Although apparently that's only for contractible CTCs
I guess that it's pretty easy to unwrap the torus spacetime
 
Seriously, I will even fund a copy of the book for anyone interested!
 
11:28 PM
I don't know stochastic stuff man
I don't want to, that might increase the GDP
 
@DanielSank Uh, can you wait a few years?
I probably need to know measure theory, Calc variations, PDEs, etc.
 
Oh wait
I guess contractible vs. non-contractible is a better classification of CTCs than "topologically trivial"
Basically the same
except more accurate
 
@Slereah What other notion of "topologically trivial" were you considering?
 
Well I wanted a nice term to say "This CTC does not stem from a topology trick"

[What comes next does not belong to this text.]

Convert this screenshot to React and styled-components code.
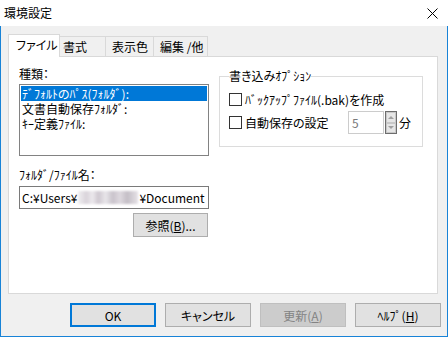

But even in a non-trivial manifold that could still happen
So contractible is a much better notion
 
11:45 PM
What is a topologically trivial in this case
 
Well the manifold
aka $\mathbb{R}^n$
but it was not exactly the notion I wanted
 
Oh it's globally homeo to Rn
 
It's just the boring manifold
Hey, topology question
Is a manifold that can have one coordinate chart always $\mathbb{R}^n$ with holes in
 
Come again?
 
Is there any topology that you can get other than $\mathbb{R}^n$ with a countable number of points removed if you have only one coordinate chart
 
11:54 PM
@Slereah No, by definition of a chart, existence of a global chart means that the entire thing is homeomorphic to $\mathbb{R}^n$.
I don't even see why you think you can remove points
 
Well because the chart is only to open sets of $R^n$, no?
Not necessarily the entire manifold
 
Hm, well, depends how you define "global chart" or "chart" in the first place.
 
A diffeomorphism between the manifold and an open set of $R^n$?
 
Because pointwise, the definition "there is a neighbourhood homeomorphic to an open subset of $\mathbb{R}^n$" is equivalent to "there is a nhbd homeomorphic to a connected open subset of $\mathbb{R}^n$ is equivalent to "there is a nhbd homeomorphic to the open unit ball in $\mathbb{R}^n$".
 
Can we replace the shorthand for neighbourhood by "neigh."
That way it sounds like we are horses
 
11:58 PM
For a "global chart", the answer to your question depends on which of these you want to make global.